The something is still missing

Victoria Schneider
Journalism Innovation
5 min readMar 16, 2016

So let’s take a look behind the scenes.

Last year, I wrote an article about the first “anniversary” (horribly inappropriate word in this context) of the complete closure of the Gaza Strip. It was exactly one year after the Egyptian President General Abdel Fatteh Sisi had closed the Southern border between his country and the Hamas controlled strip, which meant that, combined with the siege imposed by Israel, 2 million people in Gaza were effectively locked in.

Photographer Ezz Al Zanoon and I went down to the city of Rafah to get an idea of the deserted border crossing that hadn’t been opened for more than three months at that point. When we arrived at the big gate where people normally enter from the Palestinian side, the security guards told us that that day the body of a shahid was allowed to cross — a man from Gaza had died in the Ankara bombing last year and his body returned to Gaza. The security man said they only open the border for special occasions.

“Rafah only opens for the dead,” said Ezz to me. “So maybe I should die in order to leave.”

Ezz, 24 years old, has left Gaza only once in his life, and that was through a tunnel. He went to Sharm al Sheikh. But since Egypt decided to flood the tunnels with water and shut down the border crossing, Ezz’s hopes to one day get out of this tiny strip of land that were crushed.

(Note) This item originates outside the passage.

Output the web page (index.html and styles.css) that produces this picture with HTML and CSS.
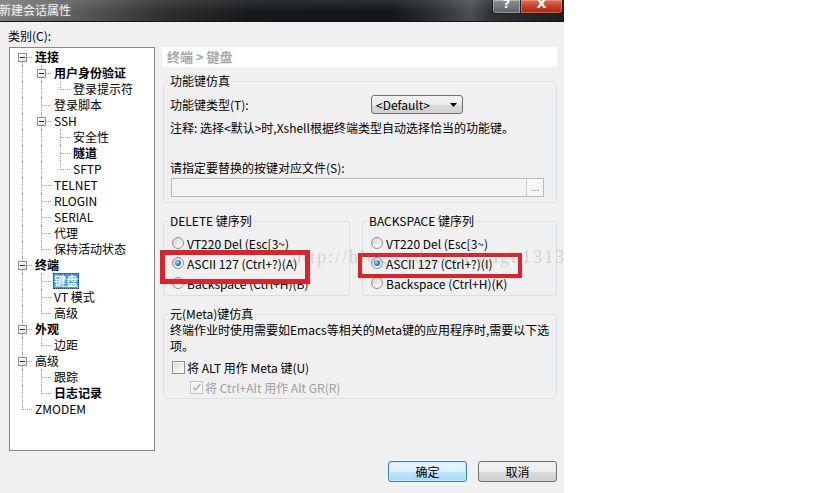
FILE: index.html
```html
<!DOCTYPE html>
<html lang="zh-CN">
<head>
<meta charset="utf-8">
<title>新建会话属性</title>
<link rel="stylesheet" href="styles.css">
</head>
<body>
<div class="page">
  <div class="window">
    <div class="titlebar">
      <span class="title">新建会话属性</span>
      <div class="caption-btns">
        <span class="cbtn help"><span>?</span></span>
        <span class="cbtn close"><span>X</span></span>
      </div>
    </div>
    <div class="client">
      <div class="cat-label">类别(C):</div>
      <div class="main">
        <div class="tree">
          <div class="row"><span class="g f"><span class="box"></span></span><span class="lbl b">连接</span></div>
          <div class="row"><span class="g v"></span><span class="g t"><span class="box"></span></span><span class="lbl b">用户身份验证</span></div>
          <div class="row"><span class="g v"></span><span class="g v"></span><span class="g l"></span><span class="lbl">登录提示符</span></div>
          <div class="row"><span class="g v"></span><span class="g t"></span><span class="lbl">登录脚本</span></div>
          <div class="row"><span class="g v"></span><span class="g t"><span class="box"></span></span><span class="lbl">SSH</span></div>
          <div class="row"><span class="g v"></span><span class="g v"></span><span class="g t"></span><span class="lbl">安全性</span></div>
          <div class="row"><span class="g v"></span><span class="g v"></span><span class="g t"></span><span class="lbl b">隧道</span></div>
          <div class="row"><span class="g v"></span><span class="g v"></span><span class="g l"></span><span class="lbl">SFTP</span></div>
          <div class="row"><span class="g v"></span><span class="g t"></span><span class="lbl">TELNET</span></div>
          <div class="row"><span class="g v"></span><span class="g t"></span><span class="lbl">RLOGIN</span></div>
          <div class="row"><span class="g v"></span><span class="g t"></span><span class="lbl">SERIAL</span></div>
          <div class="row"><span class="g v"></span><span class="g t"></span><span class="lbl">代理</span></div>
          <div class="row"><span class="g v"></span><span class="g l"></span><span class="lbl">保持活动状态</span></div>
          <div class="row"><span class="g t"><span class="box"></span></span><span class="lbl b">终端</span></div>
          <div class="row"><span class="g v"></span><span class="g t"></span><span class="lbl b sel">键盘</span></div>
          <div class="row"><span class="g v"></span><span class="g t"></span><span class="lbl">VT 模式</span></div>
          <div class="row"><span class="g v"></span><span class="g l"></span><span class="lbl">高级</span></div>
          <div class="row"><span class="g t"><span class="box"></span></span><span class="lbl b">外观</span></div>
          <div class="row"><span class="g v"></span><span class="g l"></span><span class="lbl">边距</span></div>
          <div class="row"><span class="g t"><span class="box"></span></span><span class="lbl">高级</span></div>
          <div class="row"><span class="g v"></span><span class="g t"></span><span class="lbl">跟踪</span></div>
          <div class="row"><span class="g v"></span><span class="g l"></span><span class="lbl b">日志记录</span></div>
          <div class="row"><span class="g l"></span><span class="lbl">ZMODEM</span></div>
        </div>
        <div class="panel">
          <div class="crumb">终端 &gt; 键盘</div>
          <fieldset class="group g-func">
            <legend>功能键仿真</legend>
            <div class="func-row">
              <span class="func-label">功能键类型(T):</span>
              <span class="select"><span>&lt;Default&gt;</span><svg width="7" height="4" viewBox="0 0 7 4"><path d="M0 0H7L3.5 4Z" fill="#000"/></svg></span>
            </div>
            <div class="note">注释: 选择&lt;默认&gt;时,Xshell根据终端类型自动选择恰当的功能键。</div>
            <div class="file-label">请指定要替换的按键对应文件(S):</div>
            <div class="file-input"><span class="browse">...</span></div>
          </fieldset>
          <div class="seq-row">
            <fieldset class="group seq del">
              <legend>DELETE 键序列</legend>
              <div class="opts">
                <div class="opt"><span class="radio"></span>VT220 Del (Esc[3~)</div>
                <div class="opt"><span class="radio on"></span>ASCII 127 (Ctrl+?)(A)</div>
                <div class="opt"><span class="radio"></span>Backspace (Ctrl+H)(B)</div>
              </div>
            </fieldset>
            <fieldset class="group seq bs">
              <legend>BACKSPACE 键序列</legend>
              <div class="opts">
                <div class="opt"><span class="radio"></span>VT220 Del (Esc[3~)</div>
                <div class="opt"><span class="radio on"></span>ASCII 127 (Ctrl+?)(I)</div>
                <div class="opt"><span class="radio"></span>Backspace (Ctrl+H)(K)</div>
              </div>
            </fieldset>
          </div>
          <fieldset class="group meta">
            <legend>元(Meta)键仿真</legend>
            <div class="meta-text">终端作业时使用需要如Emacs等相关的Meta键的应用程序时,需要以下选<br>项。</div>
            <div class="checks">
              <div class="chk"><span class="cb"></span>将 ALT 用作 Meta 键(U)</div>
              <div class="chk sub"><span class="cb dis"><svg width="11" height="11" viewBox="0 0 11 11"><path d="M2 5.5L4.5 8L9.5 2" fill="none" stroke="#b4b4b4" stroke-width="1.6"/></svg></span>将 Ctrl+Alt 用作 Alt GR(R)</div>
            </div>
          </fieldset>
          <div class="footer">
            <button class="btn default">确定</button>
            <button class="btn">取消</button>
          </div>
        </div>
      </div>
    </div>
  </div>
  <div class="mark mark-left"></div>
  <div class="mark mark-right"></div>
  <div class="watermark">http://blog.csdn.net/gugu1313</div>
</div>
</body>
</html>
```

FILE: styles.css
```css
* { box-sizing: border-box; }
html, body { margin: 0; padding: 0; }
body {
  width: 819px;
  height: 493px;
  overflow: hidden;
  background: #fff;
  font-family: "Noto Sans CJK SC", "Noto Sans", sans-serif;
  font-size: 12px;
  color: #000;
}
.page { position: relative; width: 819px; height: 493px; }

.window {
  width: 564px;
  height: 493px;
  background: #f0f0f0;
  display: flex;
  flex-direction: column;
}

/* title bar */
.titlebar {
  flex: none;
  height: 22px;
  display: flex;
  align-items: flex-start;
  border-bottom: 1px solid #151515;
  background:
    linear-gradient(to bottom, rgba(255,255,255,0.10), rgba(255,255,255,0) 60%),
    linear-gradient(to right, #7a7a7a 0px, #5e5e5e 70px, #2c2c2c 170px, #16191c 250px, #13161a 390px, #2b2f34 435px, #4b4e52 470px, #2e3134 492px, #1c1e20 564px);
}
.title {
  margin-left: -1px;
  line-height: 20px;
  font-size: 12px;
  color: #f2f2f2;
  text-shadow: 0 0 5px rgba(255,255,255,0.35);
}
.caption-btns { margin-left: auto; margin-right: 1px; display: flex; }
.cbtn {
  height: 14px;
  display: flex;
  justify-content: center;
  align-items: flex-end;
  overflow: hidden;
  color: #fff;
  font-weight: bold;
  border: 1px solid #1e1e1e;
  border-top: 0;
}
.cbtn span { font-size: 13px; line-height: 12px; margin-bottom: 3px; font-family: "DejaVu Sans", sans-serif; }
.help {
  width: 29px;
  border-radius: 0 0 0 4px;
  background: linear-gradient(#8d8f92, #5d6064);
  box-shadow: inset 0 0 0 1px rgba(255,255,255,0.35);
}
.close {
  width: 42px;
  border-left: 0;
  border-radius: 0 0 4px 0;
  background: linear-gradient(#d9735f, #c23b24 55%, #a92813);
  box-shadow: inset 0 0 0 1px rgba(255,200,190,0.35);
}

/* client area */
.client { flex: 1; padding: 6px 0 0 9px; }
.cat-label { line-height: 16px; margin-left: -1px; }
.main { display: flex; gap: 7px; margin-top: 3px; align-items: flex-start; }

/* tree */
.tree {
  width: 146px;
  height: 404px;
  background: #fff;
  border: 1px solid #828790;
  padding: 1px 0 0 3px;
}
.row { display: flex; height: 16px; align-items: center; }
.g { position: relative; width: 19px; height: 16px; flex: none; }
.g::before, .g::after { content: ""; position: absolute; }
.v::before, .t::before { left: 9px; top: 0; height: 16px; border-left: 1px dotted #a0a0a0; }
.l::before { left: 9px; top: 0; height: 9px; border-left: 1px dotted #a0a0a0; }
.f::before { left: 9px; top: 8px; height: 8px; border-left: 1px dotted #a0a0a0; }
.t::after, .l::after, .f::after { left: 10px; top: 8px; width: 9px; border-top: 1px dotted #a0a0a0; }
.box {
  position: absolute;
  z-index: 1;
  left: 5px;
  top: 4px;
  width: 9px;
  height: 9px;
  border: 1px solid #939393;
  background: linear-gradient(135deg, #ffffff, #dedede);
}
.box::after {
  content: "";
  position: absolute;
  left: 1px;
  top: 3px;
  width: 5px;
  height: 1px;
  background: #2b2b2b;
}
.lbl { margin-left: 2px; padding: 0 1px; line-height: 16px; white-space: nowrap; }
.b { font-weight: bold; }
.sel { background: #3399ff; color: #fff; outline: 1px dotted #3a3a3a; outline-offset: -1px; }

/* right panel */
.panel { width: 395px; display: flex; flex-direction: column; }
.crumb {
  height: 20px;
  background: #fff;
  padding-left: 5px;
  line-height: 20px;
  font-size: 13px;
  font-weight: bold;
  color: #a8a8a8;
}
.group {
  margin: 0 0 0 1px;
  padding: 0 12px 0 6px;
  border: 1px solid #d5dfe5;
  border-radius: 3px;
  min-width: 0;
}
.group legend { padding: 0 2px; margin-left: -2px; line-height: 16px; white-space: nowrap; }

.g-func { margin-top: 6px; padding-bottom: 5px; }
.func-row { display: flex; align-items: center; height: 19px; margin-top: 6px; }
.func-label { width: 201px; }
.select {
  width: 92px;
  height: 19px;
  border: 1px solid #707070;
  border-radius: 3px;
  background: linear-gradient(#f2f2f2, #ebebeb 50%, #dddddd 51%, #cfcfcf);
  display: flex;
  align-items: center;
  justify-content: space-between;
  padding: 0 5px 0 4px;
  line-height: 17px;
}
.note { margin-top: 6px; line-height: 16px; white-space: nowrap; }
.file-label { margin-top: 24px; line-height: 16px; }
.file-input {
  margin: 2px 0 0 1px;
  height: 19px;
  border: 1px solid #b9b9b9;
  background: #f3f3f3;
  display: flex;
  justify-content: flex-end;
}
.browse {
  width: 17px;
  border-left: 1px solid #d0d0d0;
  background: #f7f7f7;
  color: #8a8a8a;
  font-size: 10px;
  line-height: 15px;
  text-align: center;
}

.seq-row { display: flex; gap: 12px; margin: 10px 0 0 1px; }
.seq-row .group { margin-left: 0; }
.del { width: 187px; }
.bs { width: 195px; }
.seq { padding-bottom: 2px; }
.opts { margin-top: 4px; }
.opt { height: 20px; display: flex; align-items: center; white-space: nowrap; }
.radio {
  position: relative;
  flex: none;
  width: 12px;
  height: 12px;
  margin: 0 3px 0 2px;
  border-radius: 50%;
  border: 1px solid #8e8f8f;
  background: linear-gradient(135deg, #d4d4d4, #ffffff);
}
.radio.on::after {
  content: "";
  position: absolute;
  left: 2px;
  top: 2px;
  width: 6px;
  height: 6px;
  border-radius: 50%;
  background: radial-gradient(circle at 35% 35%, #a3dcff, #2b80c8 55%, #0f4a86);
}

.meta { margin-top: 10px; padding-bottom: 1px; }
.meta-text { line-height: 16px; white-space: nowrap; }
.checks { margin-top: 3px; }
.chk { height: 20px; display: flex; align-items: center; white-space: nowrap; }
.chk.sub { padding-left: 18px; color: #a0a0a0; }
.cb {
  flex: none;
  width: 13px;
  height: 13px;
  margin: 0 2px 0 2px;
  border: 1px solid #8e8f8f;
  background: linear-gradient(135deg, #dadada, #ffffff);
  box-shadow: inset 0 0 0 1px #f6f6f6;
  display: flex;
  align-items: center;
  justify-content: center;
}
.cb.dis { border-color: #c4c4c4; background: #f5f5f5; box-shadow: none; }

.footer { display: flex; justify-content: flex-end; gap: 11px; margin-top: 62px; }
.btn {
  width: 79px;
  height: 21px;
  padding: 0;
  border: 1px solid #707070;
  border-radius: 3px;
  background: linear-gradient(#f2f2f2, #ebebeb 50%, #dddddd 51%, #cfcfcf);
  font-family: inherit;
  font-size: 12px;
  line-height: 19px;
  color: #000;
}
.btn.default {
  border-color: #3c7fb1;
  background: linear-gradient(#eaf6fd, #d9f0fc 50%, #bee6fd 51%, #a7d9f5);
  box-shadow: inset 0 0 0 1px #c6e8fb;
}

/* annotations drawn on top of the screenshot */
.mark { position: absolute; border-style: solid; border-color: #d9232d; }
.mark-left { left: 160px; top: 250px; width: 150px; height: 34px; border-width: 5px; }
.mark-right { left: 358px; top: 253px; width: 164px; height: 25px; border-width: 4px; }
.watermark {
  position: absolute;
  left: 292px;
  top: 246px;
  font-family: "Liberation Serif", serif;
  font-size: 18px;
  line-height: 22px;
  letter-spacing: 2px;
  color: rgba(130, 130, 130, 0.28);
  white-space: nowrap;
  pointer-events: none;
}
```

Anyway. Long story short: In an attempt to get the reader closer to where we were I opened the piece with exactly this scene — us at the crossing, Ezz saying what he said. I thought the fact that even the photographer of this story is affected by the closure would be a way to show how real this is and how really everyone is affected.

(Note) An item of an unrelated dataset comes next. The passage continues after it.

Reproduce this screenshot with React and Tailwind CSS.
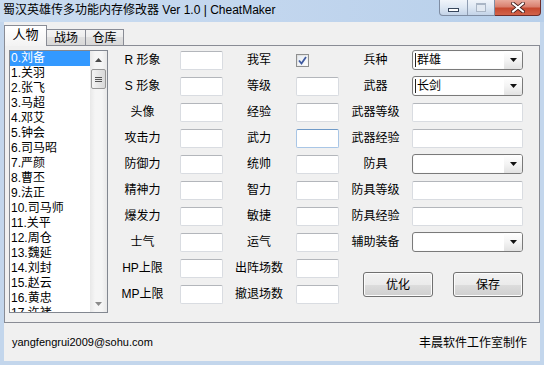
import React from 'react';

const heroes = ['刘备', '关羽', '张飞', '马超', '邓艾', '钟会', '司马昭', '严颜', '曹丕', '法正', '司马师', '关平', '周仓', '魏延', '刘封', '赵云', '黄忠', '许褚', '姜维'];

const leftRows = [
  ['R 形象', '我军', 'check'],
  ['S 形象', '等级', 'box'],
  ['头像', '经验', 'box'],
  ['攻击力', '武力', 'focus'],
  ['防御力', '统帅', 'box'],
  ['精神力', '智力', 'box'],
  ['爆发力', '敏捷', 'box'],
  ['士气', '运气', 'box'],
  ['HP上限', '出阵场数', 'box'],
  ['MP上限', '撤退场数', 'box'],
];

const rightRows = [
  ['兵种', 'combo', '群雄'],
  ['武器', 'combo', '长剑'],
  ['武器等级', 'text'],
  ['武器经验', 'text'],
  ['防具', 'combo', ''],
  ['防具等级', 'text'],
  ['防具经验', 'text'],
  ['辅助装备', 'combo', ''],
];

function TextBox({ w = 'w-[43px]', focus }) {
  return (
    <div
      className={
        w +
        ' h-[19px] bg-white rounded-[2px] border ' +
        (focus ? 'border-[#a9c6e6] border-t-[#6f9ac8]' : 'border-[#d9dce1] border-t-[#b3b6bb]')
      }
    />
  );
}

function Combo({ value }) {
  return (
    <div className="w-[111px] h-[20px] rounded-[3px] border border-[#7a7a7a] bg-white flex items-center shadow-[inset_0_0_0_1px_#fbfbfb] overflow-hidden">
      {value ? <div className="w-[1px] h-[14px] bg-[#222] ml-[2px]" /> : null}
      <span className="pl-[1px] leading-[18px]">{value}</span>
      <div className="ml-auto w-[18px] h-full bg-gradient-to-b from-white via-[#f4f4f4] to-[#e2e2e2] flex items-center justify-center">
        <svg width="7" height="4" viewBox="0 0 7 4">
          <polygon points="0,0 7,0 3.5,4" fill="#111" />
        </svg>
      </div>
    </div>
  );
}

function CheckBox() {
  return (
    <div className="w-[13px] h-[13px] border border-[#8e8f8f] bg-gradient-to-br from-[#dcdcdc] to-[#fafafa] p-[1px]">
      <div className="w-full h-full bg-gradient-to-br from-[#e6ecf3] to-[#fdfdfd] flex items-center justify-center">
        <svg width="9" height="9" viewBox="0 0 9 9">
          <path d="M1 4.5 L3.5 7.5 L8 1" fill="none" stroke="#3f5aa0" strokeWidth="1.8" />
        </svg>
      </div>
    </div>
  );
}

function WinButton({ children }) {
  return (
    <div className="w-[70px] h-[25px] rounded-[3px] border border-[#707070] bg-[linear-gradient(to_bottom,#f2f2f2_0%,#ebebeb_50%,#dddddd_50%,#cfcfcf_100%)] shadow-[inset_0_0_0_1px_#fcfcfc] flex items-center justify-center">
      {children}
    </div>
  );
}

function ScrollBar() {
  return (
    <div className="w-[17px] h-full flex flex-col bg-[#f0f0f0] bg-[linear-gradient(to_right,#e8e8e8,#f5f5f5_30%,#f5f5f5_70%,#e8e8e8)]">
      <div className="h-[17px] flex items-center justify-center">
        <svg width="7" height="4" viewBox="0 0 7 4">
          <polygon points="0,4 7,4 3.5,0" fill="#4a4a4a" />
        </svg>
      </div>
      <div className="mx-[1px] mt-[1px] h-[20px] rounded-[2px] border border-[#979797] bg-[linear-gradient(to_right,#f4f4f4,#e6e6e6_50%,#d8d8d8)] flex flex-col items-center justify-center gap-[1px]">
        <div className="w-[7px] h-[1px] bg-[#555]" />
        <div className="w-[7px] h-[1px] bg-[#555]" />
        <div className="w-[7px] h-[1px] bg-[#555]" />
      </div>
      <div className="flex-1" />
      <div className="h-[17px] flex items-center justify-center">
        <svg width="7" height="4" viewBox="0 0 7 4">
          <polygon points="0,0 7,0 3.5,4" fill="#8a8a8a" />
        </svg>
      </div>
    </div>
  );
}

export default function App() {
  return (
    <div className="w-[544px] h-[365px] bg-[#c3d6ec] flex flex-col overflow-hidden text-[12px] text-black font-['Liberation_Sans','Noto_Sans_CJK_SC',sans-serif]">
      {/* title bar */}
      <div className="h-[22px] flex items-start justify-between bg-gradient-to-r from-[#cadcf0] via-[#c2d6ee] to-[#b7cfea]">
        <div className="pl-[3px] h-[20px] leading-[20px] whitespace-nowrap">蜀汉英雄传多功能内存修改器 Ver 1.0 | CheatMaker</div>
        <div className="flex mr-[3px] h-[16px]">
          <div className="flex w-[56px] h-full rounded-bl-[4px] border border-t-0 border-[#7f8da3] overflow-hidden bg-gradient-to-b from-[#f0f4fa] via-[#dde7f3] to-[#c3d3e8]">
            <div className="w-[28px] border-r border-[#8f9db2] flex items-end justify-center pb-[3px]">
              <div className="w-[11px] h-[4px] bg-white border border-[#37465c]" />
            </div>
            <div className="w-[27px] flex items-center justify-center">
              <div className="w-[10px] h-[9px] border border-[#aab6c6] border-t-2 bg-[#e2e9f2]" />
            </div>
          </div>
          <div className="w-[46px] h-full rounded-br-[4px] border border-l-0 border-t-0 border-[#6e2d2a] bg-[linear-gradient(to_bottom,#e9ab9d_0%,#d9806f_45%,#c6492f_55%,#d2634a_100%)] flex items-center justify-center">
            <svg width="14" height="11" viewBox="0 0 14 11">
              <path d="M2 1.5 L12 9.5 M12 1.5 L2 9.5" stroke="#3b1a18" strokeWidth="3.6" strokeLinecap="square" />
              <path d="M2 1.5 L12 9.5 M12 1.5 L2 9.5" stroke="#ffffff" strokeWidth="2" strokeLinecap="square" />
            </svg>
          </div>
        </div>
      </div>

      {/* client area */}
      <div className="flex-1 mx-[4px] mb-[4px] bg-[#f0f0f0] flex flex-col">
        {/* tabs */}
        <div className="h-[23px] flex items-end">
          <div className="relative z-10 w-[43px] h-[21px] -mb-px border border-b-0 border-[#898c95] bg-gradient-to-b from-[#ffffff] to-[#f3f3f3] flex items-center justify-center pb-[2px] text-[13px]">
            人物
          </div>
          <div className="w-[40px] h-[16px] -ml-px border border-b-0 border-[#898c95] bg-[linear-gradient(to_bottom,#f4f4f4_0%,#ececec_50%,#e0e0e0_50%,#d8d8d8_100%)] flex items-center justify-center">
            战场
          </div>
          <div className="w-[39px] h-[16px] -ml-px border border-b-0 border-[#898c95] bg-[linear-gradient(to_bottom,#f4f4f4_0%,#ececec_50%,#e0e0e0_50%,#d8d8d8_100%)] flex items-center justify-center">
            仓库
          </div>
        </div>

        {/* tab panel */}
        <div className="h-[278px] border border-[#898c95] flex items-start">
          {/* hero list */}
          <div className="ml-[4px] mt-[4px] w-[99px] h-[263px] border border-[#828790] bg-white flex">
            <div className="flex-1 overflow-hidden">
              {heroes.map((h, i) => (
                <div
                  key={i}
                  className={'h-[15px] leading-[15px] pl-[1px] whitespace-nowrap ' + (i === 0 ? 'bg-[#3399ff] text-white' : '')}
                >
                  {i}.{h}
                </div>
              ))}
            </div>
            <ScrollBar />
          </div>

          {/* form */}
          <div className="ml-[2px] pt-[1px] flex">
            <div className="flex flex-col">
              {leftRows.map(([a, b, kind], i) => (
                <div key={i} className="h-[26px] flex items-center">
                  <div className="w-[65px] text-center whitespace-nowrap">{a}</div>
                  <div className="ml-[5px]">
                    <TextBox />
                  </div>
                  <div className="w-[72px] text-center whitespace-nowrap">{b}</div>
                  <div className="ml-[1px] w-[43px]">
                    {kind === 'check' ? <CheckBox /> : <TextBox focus={kind === 'focus'} />}
                  </div>
                </div>
              ))}
            </div>
            <div className="flex flex-col">
              {rightRows.map(([label, kind, value], i) => (
                <div key={i} className="h-[26px] flex items-center">
                  <div className="w-[73px] text-center whitespace-nowrap">{label}</div>
                  {kind === 'combo' ? <Combo value={value} /> : <TextBox w="w-[111px]" />}
                </div>
              ))}
              <div className="mt-[17px] pl-[24px] flex gap-[20px]">
                <WinButton>优化</WinButton>
                <WinButton>保存</WinButton>
              </div>
            </div>
          </div>
        </div>

        {/* footer */}
        <div className="flex-1 flex items-center justify-between pl-[8px] pr-[13px] pt-[1px]">
          <span className="text-[11px]">yangfengrui2009@sohu.com</span>
          <span>丰晨软件工作室制作</span>
        </div>
      </div>
    </div>
  );
}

The website we did the story for decided to run the piece without Ezz’s pictures and take agency photos instead, arguing that he is the photographer and thus cannot be one of my “sources” (I had about 15 other stories that I could have used as examples but Ezz’s words were just so exemplary of what the youth in Gaza feel).

We were baffled.

And we wondered: What is our role as journalists? Isn’t it depicting reality as it unfolds in front of our eyes?

But often news outlets, or editors sitting far away, have their own idea of what’s going on on the ground. And sometimes, I admit, a responsible outside perspective is good and even healthy for a story.

But often it is not.

And that’s where my project comes in.

In my last post, I wrote about how the plan to start a platform for raw journalistic content came about. I guess the Rafah story also played into this endeavour.

It definitely does so now, as thoughts about what it is exactly that I envision are beginning to take shape.

It’s about counternarratives.

And this is what the idea has come to: There’s a certain narrative in everything we get from mainstream media, and we need that (as long as it is done responsibly, which is a whole other discussion). There is, of course, a need for some sort of purposefully framed and edited stuff in order to understand the wider context of what’s going on in this world. We need the background articles and the features and the analyses and the interviews so we can comprehend.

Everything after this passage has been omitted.